I think Vitale somewhat misses the point of the example of the biologist protesting that OOO doesn’t discuss frogs in my last post. The point is not that frogs and people are of equal concerns to ethical thought. In fact, the point is not about ethics at all. The point is that there are distinct domains and levels of inquiry that have their own degree of specificity. This is why I situated the point about frogs in the context of a discussion of what ontology investigates.

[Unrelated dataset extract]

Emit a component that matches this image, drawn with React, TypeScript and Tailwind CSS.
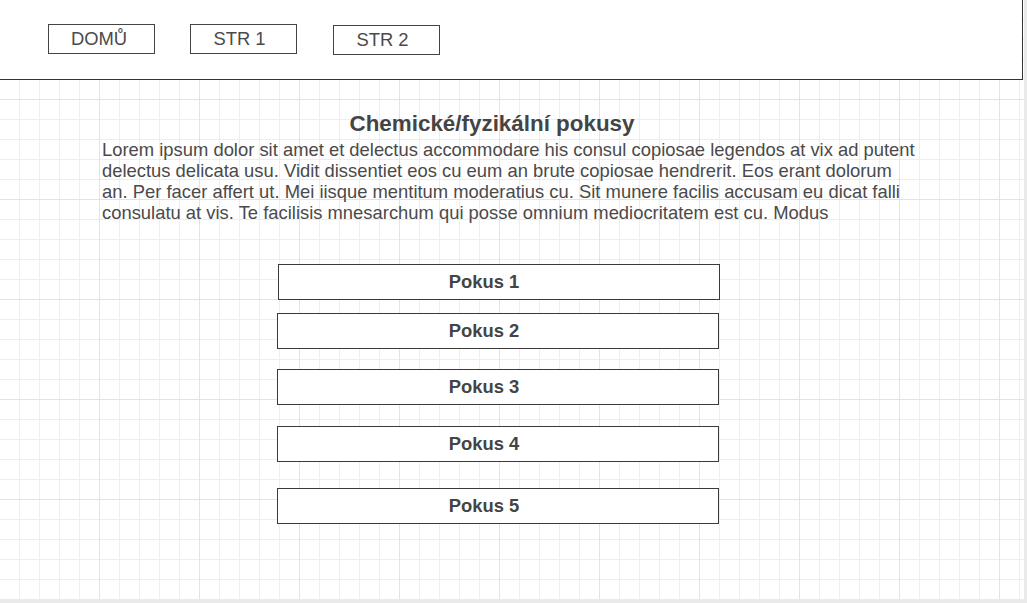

Flat ontology is not a normative or ethical claim. When flat ontology places objects on equal footing the point is not that all beings are to be treated equally in the political or ethical sense, but rather that there is no one being that overdetermines all the rest. Flat ontology and flat ethics are two very different things. In fact, I’m not entirely sure a flat ethics can even exist. For me, the ethical implications of OOO are still unclear and there’s a massive amount of work to be done. Somewhere in Process and Reality (if someone can find the reference, please, please, please give me the page number!) Whitehead observes that all life lives from death. Insofar as living objects are “dissapative systems” that function “far from equilibrium”, they require inputs of energy from other sources to maintain a particular local manifestation. And this necessarily involves the death of other things.